On Sept. 10, I gave the president a long "eyes only" memo on my own thinking. I wrote that, "as usual," all the options were unpalatable. I added, impertinently, that any new decision that abandoned Obama's decisions in March would be seen as a retreat from Afghanistan, sending a worrisome message to Afghanistan, Pakistan, our Arab and NATO allies, Iran,
North Korea and others about U.S. will and staying power.
I ended on a very personal note. "Mr. President, you and I—more than any other civilians—bear the burden of responsibility for our men and women at war," I wrote. "But, I believe our troops are committed to this mission and want to be successful. Above all, they don't want to retreat, or to lose, or for their sacrifices—and those of their buddies—to be in vain."
On Sept. 15, at Mullen's Senate confirmation hearing for his second term as chairman of the Joint Chiefs, he forcefully argued for more troops in Afghanistan. Six days later, McChrystal's assessment of the dire situation in Afghanistan leaked, and on Oct. 1, while answering a question at a speech in London, McChrystal dismissed out of hand the Afghan option the vice president had been pushing in our internal deliberations. All this ignited a firestorm as the president—and everyone else in the White House—angrily concluded that it constituted an orchestrated effort by the military to force the commander in chief's hand.
Mullen and I repeatedly discussed with the infuriated president what he regarded as military pressure on him. "Is it a lack of respect for me?" Obama asked us. "Are [Petraeus, McChrystal and Mullen] trying to box me in? I've tried to create an environment where all points of view can be expressed and have a robust debate. I'm prepared to devote any amount of time to it—however many hours or days. What is wrong? Is it the process? Are they suspicious of my politics? Do they resent that I never served in the military? Do they think because I'm young that I don't see what they're doing?"
By mid-October, some clarity was emerging on the key issues. The president called me one night while I was eating a Kentucky Fried Chicken dinner at home. "I'm really looking to you for your views on the way forward in Afghanistan," he said. "I'm counting on you."
When I met privately with him in the Oval Office a week later, he grinned broadly, stuck out his hand to shake over the bowl of apples on his coffee table and said, "You have the solution?" I told him I had thought about his call a lot and had prepared a memo for him offering my thoughts. Ultimately, one of the pivotal decisions of Obama's presidency largely tracked the recommendations in that paper.
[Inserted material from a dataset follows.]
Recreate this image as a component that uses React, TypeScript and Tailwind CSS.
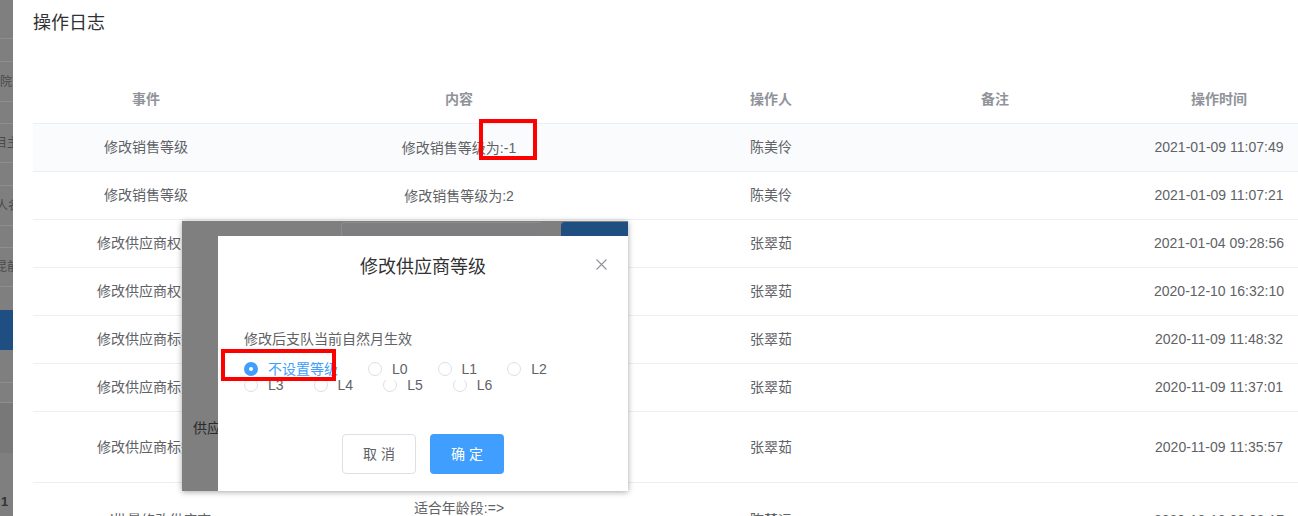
import React from "react";

type Row = {
  event: string;
  content: string[];
  user: string;
  time: string;
  h: string;
  bg?: string;
  top?: boolean;
};

const rows: Row[] = [
  { event: "修改销售等级", content: ["修改销售等级为:-1"], user: "陈美伶", time: "2021-01-09 11:07:49", h: "h-[48px]", bg: "bg-[#fafbfd]" },
  { event: "修改销售等级", content: ["修改销售等级为:2"], user: "陈美伶", time: "2021-01-09 11:07:21", h: "h-[48px]" },
  { event: "修改供应商权限", content: ["修改供应商权限"], user: "张翠茹", time: "2021-01-04 09:28:56", h: "h-[48px]" },
  { event: "修改供应商权限", content: ["修改供应商权限"], user: "张翠茹", time: "2020-12-10 16:32:10", h: "h-[48px]" },
  { event: "修改供应商标签", content: ["修改供应商标签"], user: "张翠茹", time: "2020-11-09 11:48:32", h: "h-[48px]" },
  { event: "修改供应商标签", content: ["修改供应商标签"], user: "张翠茹", time: "2020-11-09 11:37:01", h: "h-[48px]" },
  { event: "修改供应商标签", content: ["修改供应商标签"], user: "张翠茹", time: "2020-11-09 11:35:57", h: "h-[71px]" },
  { event: "excel批量修改供应商", content: ["适合年龄段:=>", "0-3岁"], user: "陈楚运", time: "2020-10-13 20:03:17", h: "h-[76px]", top: true },
];

// masked page peeking out on the left edge
function SideStrip() {
  return (
    <div className="w-[13px] shrink-0 h-full bg-[#7f7f7f] overflow-hidden flex flex-col text-[12px] text-[#4a4a4a] leading-none">
      <div className="h-[39px] border-b border-[#8e8e8e]" />
      <div className="h-[23px] border-b border-[#8e8e8e]" />
      <div className="h-[40px] border-b border-[#8e8e8e] flex items-center whitespace-nowrap">院</div>
      <div className="h-[22px] border-b border-[#8e8e8e]" />
      <div className="h-[39px] border-b border-[#8e8e8e] flex items-center whitespace-nowrap -ml-[5px]">目主</div>
      <div className="h-[23px] border-b border-[#8e8e8e]" />
      <div className="h-[40px] border-b border-[#8e8e8e] flex items-center whitespace-nowrap -ml-[4px]">人名</div>
      <div className="h-[22px] border-b border-[#8e8e8e]" />
      <div className="h-[39px] border-b border-[#8e8e8e] flex items-center whitespace-nowrap -ml-[5px]">昆前</div>
      <div className="h-[23px]" />
      <div className="h-[40px] bg-[#1f4e82]" />
      <div className="h-[33px] border-b border-[#8e8e8e]" />
      <div className="h-[20px] border-b border-[#8e8e8e]" />
      <div className="h-[50px] bg-[#787878]" />
      <div className="flex-1 flex items-end pb-[8px] pl-[1px] text-[13px] font-bold text-[#333]">1</div>
    </div>
  );
}

function LogTable() {
  return (
    <div className="w-[1298px]">
      <div className="grid grid-cols-[226px_400px_224px_224px_224px] h-[48px] items-center border-b border-[#ebeef5] text-[14px] font-bold text-[#909399] text-center">
        <div>事件</div>
        <div>内容</div>
        <div>操作人</div>
        <div>备注</div>
        <div>操作时间</div>
      </div>
      {rows.map((r, i) => (
        <div
          key={i}
          className={`grid grid-cols-[226px_400px_224px_224px_224px] items-center border-b border-[#ebeef5] text-[14px] text-[#606266] text-center ${r.h} ${r.bg ?? ""}`}
        >
          <div>{r.event}</div>
          <div className={r.top ? "self-start pt-[14px] leading-[22px]" : "leading-[22px]"}>
            {r.content.map((c, j) => (
              <div key={j}>{c}</div>
            ))}
          </div>
          <div>{r.user}</div>
          <div />
          <div>{r.time}</div>
        </div>
      ))}
    </div>
  );
}

function Radio({ label, checked }: { label: string; checked?: boolean }) {
  return (
    <label className="inline-flex items-center mr-[30px] text-[14px] leading-none">
      {checked ? (
        <span className="w-[14px] h-[14px] rounded-full bg-[#409eff] flex items-center justify-center">
          <span className="w-[4px] h-[4px] rounded-full bg-white" />
        </span>
      ) : (
        <span className="w-[14px] h-[14px] rounded-full border border-[#dcdfe6] bg-white" />
      )}
      <span className={`pl-[10px] ${checked ? "text-[#409eff]" : "text-[#606266]"}`}>{label}</span>
    </label>
  );
}

function DialogShot() {
  return (
    <div className="absolute z-10 left-[182px] top-[221px] w-[446px] h-[270px] bg-[#7f7f7f] shadow-[0_1px_6px_rgba(0,0,0,0.35)] flex flex-col">
      <div className="h-[15px] shrink-0 flex items-end">
        <div className="ml-[159px] w-[200px] h-[14px] rounded-tl-[4px] border-t border-l border-[#8c8c8c] bg-[#7e7e80]" />
        <div className="ml-[20px] flex-1 h-[14px] rounded-tl-[4px] bg-[#1f4e80]" />
      </div>
      <div className="flex flex-1">
        <div className="w-[36px] shrink-0 pt-[182px] pl-[11px] text-[14px] text-[#2b2b2b] whitespace-nowrap overflow-hidden">供应</div>
        <div className="relative flex-1 bg-white flex flex-col">
          <div className="pt-[19px] text-center text-[18px] leading-[24px] text-[#303133]">修改供应商等级</div>
          <svg className="absolute left-[378px] top-[23px]" width="11" height="11" viewBox="0 0 11 11">
            <path d="M0.5 0.5 L10.5 10.5 M10.5 0.5 L0.5 10.5" stroke="#909399" strokeWidth="1.1" fill="none" />
          </svg>
          <div className="mt-[50px] pl-[26px] text-[14px] leading-[20px] text-[#606266]">修改后支队当前自然月生效</div>
          <div className="relative z-10 mt-[9px] h-[22px] pl-[26px] bg-white flex items-center">
            <Radio label="不设置等级" checked />
            <Radio label="L0" />
            <Radio label="L1" />
            <Radio label="L2" />
          </div>
          <div className="-mt-[4px] h-[18px] pl-[26px] flex items-center">
            <Radio label="L3" />
            <Radio label="L4" />
            <Radio label="L5" />
            <Radio label="L6" />
          </div>
          <div className="mt-[40px] flex justify-center gap-[14px]">
            <button className="w-[74px] h-[40px] rounded-[4px] border border-[#dcdfe6] bg-white text-[14px] text-[#606266]">取 消</button>
            <button className="w-[74px] h-[40px] rounded-[4px] bg-[#409eff] text-[14px] text-white">确 定</button>
          </div>
        </div>
      </div>
    </div>
  );
}

export default function App() {
  return (
    <div className="relative w-[1298px] h-[516px] overflow-hidden bg-white flex font-['Liberation_Sans','Noto_Sans_CJK_SC',sans-serif]">
      <SideStrip />
      <div className="flex-1 overflow-hidden pl-[20px]">
        <h2 className="pt-[11px] text-[18px] leading-[24px] text-[#303133] font-normal">操作日志</h2>
        <div className="mt-[41px]">
          <LogTable />
        </div>
      </div>
      <DialogShot />
      {/* red annotation boxes */}
      <div className="absolute z-20 left-[479px] top-[119px] w-[58px] h-[41px] border-[4px] border-[#ff0000]" />
      <div className="absolute z-20 left-[221px] top-[349px] w-[115px] h-[32px] border-[4px] border-[#ff0000]" />
    </div>
  );
}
"We tried remote-control counterterrorism in the 1990s, and it brought us 9/11," I wrote. The core goals Obama had chosen the previous March remained valid—above all, defeating al Qaeda—but we had to narrow the Afghan mission and better communicate what we were trying to do.
We could not realistically expect to eliminate the Taliban; they were woven into Afghanistan's political fabric. But we could work to reverse their military momentum, deny them the ability to control major cities and pressure them along the Pakistani border. Our military efforts should aim to stabilize the situation and buy time to train the ragged but courageous Afghan security forces. We should "quietly shelve trying to develop a strong, effective central government in Afghanistan" and concentrate instead on building up a few key ministries. I supported McChrystal's request for 40,000 troops, but I offered an alternative of about 30,000 troops.
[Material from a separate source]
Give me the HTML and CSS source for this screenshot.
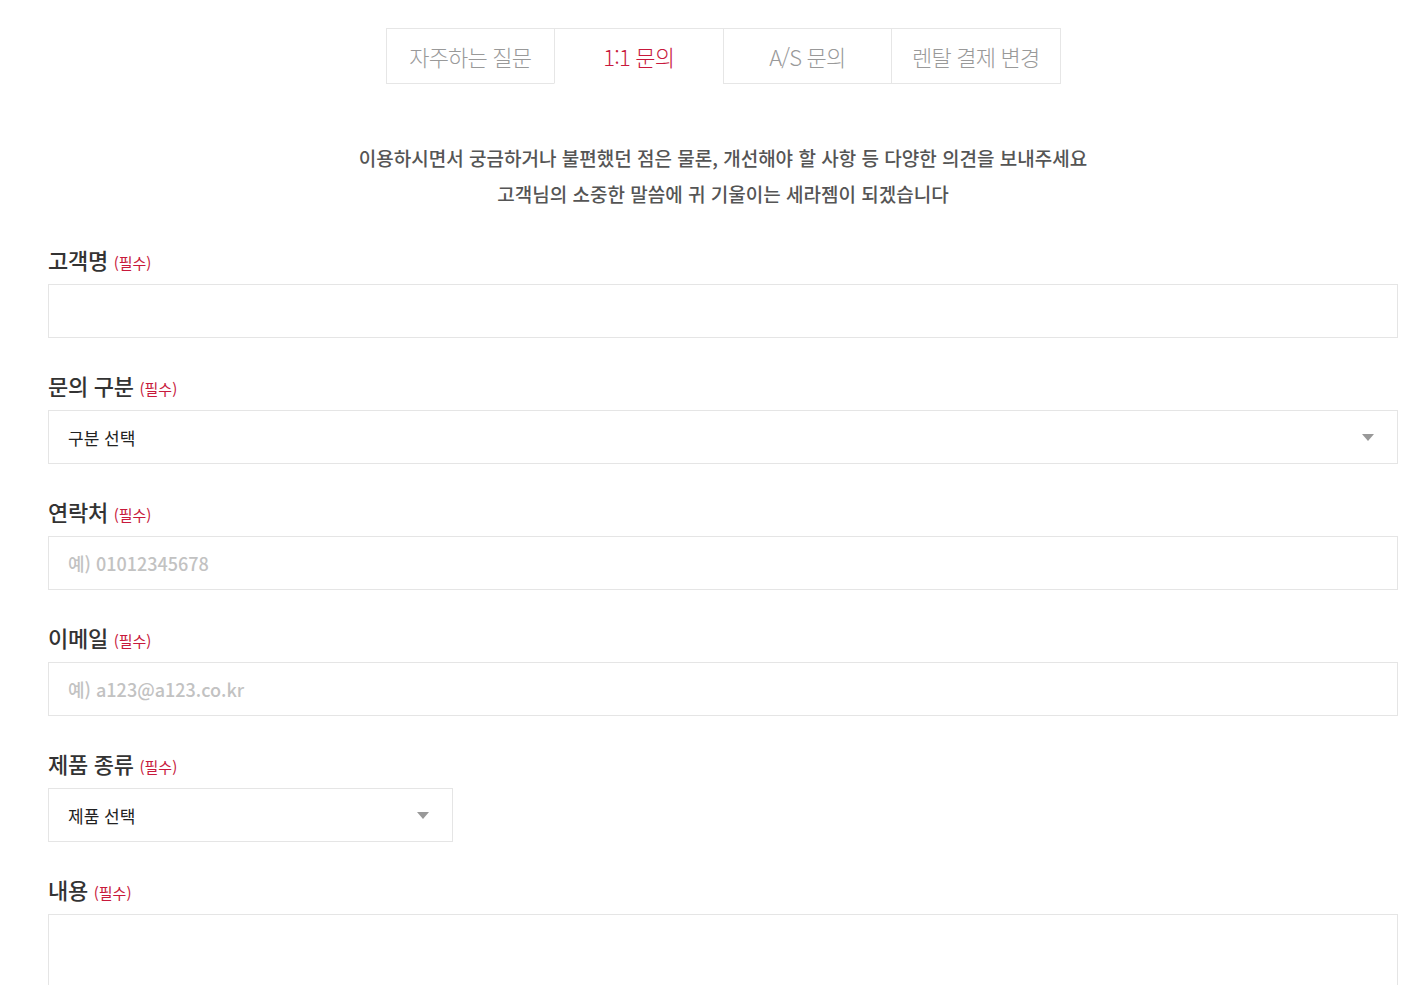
FILE: index.html
```html
<!DOCTYPE html>
<html lang="ko">
<head>
    <meta charset="UTF-8">
    <meta name="viewport" content="width=device-width, initial-scale=1.0">
    <title>1:1 문의</title>
    <link rel="stylesheet" href="styles.css">
</head>
<body>

<div class="inquiry">
    <ul class="tabs">
        <li><a href="#">자주하는 질문</a></li>
        <li class="active"><a href="#">1:1 문의</a></li>
        <li><a href="#">A/S 문의</a></li>
        <li><a href="#">렌탈 결제 변경</a></li>
    </ul>

    <p class="intro">
        이용하시면서 궁금하거나 불편했던 점은 물론, 개선해야 할 사항 등 다양한 의견을 보내주세요<br>
        고객님의 소중한 말씀에 귀 기울이는 세라젬이 되겠습니다
    </p>

    <form class="inquiry-form">
        <div class="field">
            <label for="name">고객명 <span class="req">(필수)</span></label>
            <input type="text" id="name">
        </div>
        <div class="field">
            <label for="category">문의 구분 <span class="req">(필수)</span></label>
            <div class="select-box">
                <select id="category">
                    <option>구분 선택</option>
                </select>
            </div>
        </div>
        <div class="field">
            <label for="phone">연락처 <span class="req">(필수)</span></label>
            <input type="text" id="phone" placeholder="예) 01012345678">
        </div>
        <div class="field">
            <label for="email">이메일 <span class="req">(필수)</span></label>
            <input type="text" id="email" placeholder="예) a123@a123.co.kr">
        </div>
        <div class="field">
            <label for="product">제품 종류 <span class="req">(필수)</span></label>
            <div class="select-box small">
                <select id="product">
                    <option>제품 선택</option>
                </select>
            </div>
        </div>
        <div class="field">
            <label for="content">내용 <span class="req">(필수)</span></label>
            <textarea id="content"></textarea>
        </div>
    </form>
</div>

</body>
</html>
```

FILE: styles.css
```css
body {
    margin: 0;
    background: #fff;
    font-family: "Noto Sans CJK KR", "Noto Sans", sans-serif;
    color: #333;
}
.inquiry {
    width: 1350px;
    margin-left: 48px;
    padding-top: 28px;
}
.tabs {
    display: flex;
    justify-content: center;
    margin: 0;
    padding: 0 0 0 1px;
    list-style: none;
}
.tabs li {
    box-sizing: border-box;
    width: 169.5px;
    height: 56px;
    border: 1px solid #e6e6e6;
    margin-left: -1px;
}
.tabs li.active {
    border-bottom-color: #fff;
}
.tabs a {
    display: flex;
    align-items: center;
    justify-content: center;
    height: 100%;
    font-size: 22px;
    font-weight: 300;
    letter-spacing: -0.8px;
    color: #999;
    text-decoration: none;
}
.tabs li.active a {
    color: #c8193c;
}
.intro {
    margin: 56px 0 0;
    text-align: center;
    font-size: 19px;
    font-weight: 500;
    line-height: 36px;
    color: #555;
}
.inquiry-form {
    margin-top: 36px;
}
.field {
    margin-bottom: 36px;
}
.field label {
    display: block;
    height: 24px;
    line-height: 22px;
    margin-bottom: 12px;
    font-size: 22px;
    font-weight: 500;
    letter-spacing: -0.3px;
    color: #333;
}
.field .req {
    font-size: 15px;
    font-weight: 400;
    letter-spacing: 0;
    color: #c8193c;
}
.field input,
.field select,
.field textarea {
    display: block;
    box-sizing: border-box;
    width: 100%;
    height: 54px;
    padding: 0 19px;
    border: 1px solid #e5e5e5;
    border-radius: 0;
    background: #fff;
    font-family: inherit;
    font-size: 18px;
    color: #222;
    outline: none;
}
.field input::placeholder {
    color: #c2c2c2;
    font-weight: 500;
}
.select-box {
    position: relative;
}
.select-box.small {
    width: 405px;
}
.select-box select {
    -webkit-appearance: none;
    appearance: none;
    font-size: 17px;
}
.select-box::after {
    content: "";
    position: absolute;
    right: 24px;
    top: 24px;
    border-left: 6px solid transparent;
    border-right: 6px solid transparent;
    border-top: 7px solid #999;
    pointer-events: none;
}
.field textarea {
    height: 200px;
    padding: 16px 19px;
    resize: none;
}
```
"In conclusion, Mr. President, this is a seminal moment in your presidency," I wrote. "If you elect not to agree to General McChrystal's recommendations (or my alternative), I urge you to make a tough-minded, dramatic change in mission [in] the other direction. Standing pat, middling options, muddling through, are not the right path forward and put our kids at risk for no good purpose."
The atmosphere at the White House was getting poisonous, especially on the part of Donilon, who had characterized Mullen and the military as "insubordinate" and "in revolt." It steamed me that someone who had never been in the military and had never even been to Afghanistan was second-guessing commanders in the field.
On Nov. 27, the day after Thanksgiving, the president called me at my home in the Pacific Northwest for a long talk. He was fine with the 30,000 troops, with flexibility "in the range of 10%" for additional enablers, but he wouldn't agree to the requests for 4,500 enablers unrelated to the new deployments that had been stacking up on my desk for more than two months. He said that pushed the total number to 37,000. The president asked me to return to Washington early for a meeting with him, Mullen and Petraeus to make sure they were on board. "I'm tired of negotiating with the military," he said.
That Sunday meeting was unlike any I ever attended in the Oval Office. Obama said he had gathered the group principally to go through his decisions one more time to determine whether Mullen and Petraeus were fully on board. The commanders said what he wanted to hear, and I was pleased to hear my proposal being adopted.
Then came an exchange that is seared into my memory. Biden said he was ready to move forward, but the military "should consider the president's decision as an order."
"I am giving an order," Obama quickly said.
I was shocked. I had never heard a president explicitly frame a decision as a direct order. With the U.S. military, it is completely unnecessary. As secretary of defense, I had never issued an "order" to get something done; nor had I heard any commander do so. Obama's "order," at Biden's urging, demonstrated the complete unfamiliarity of both men with the American military culture.
The president announced the troop surge at West Point on Dec. 1. In the end, this major national security debate had been driven more by the White House staff and domestic politics than any other in my entire experience. The president's political operatives wanted to make sure that everyone knew the Pentagon wouldn't get its way.
Obama, however, made the tough decision to go forward with the Afghan surge—a decision that was contrary to the advice of all his political advisers and almost certainly the least politically popular of his options.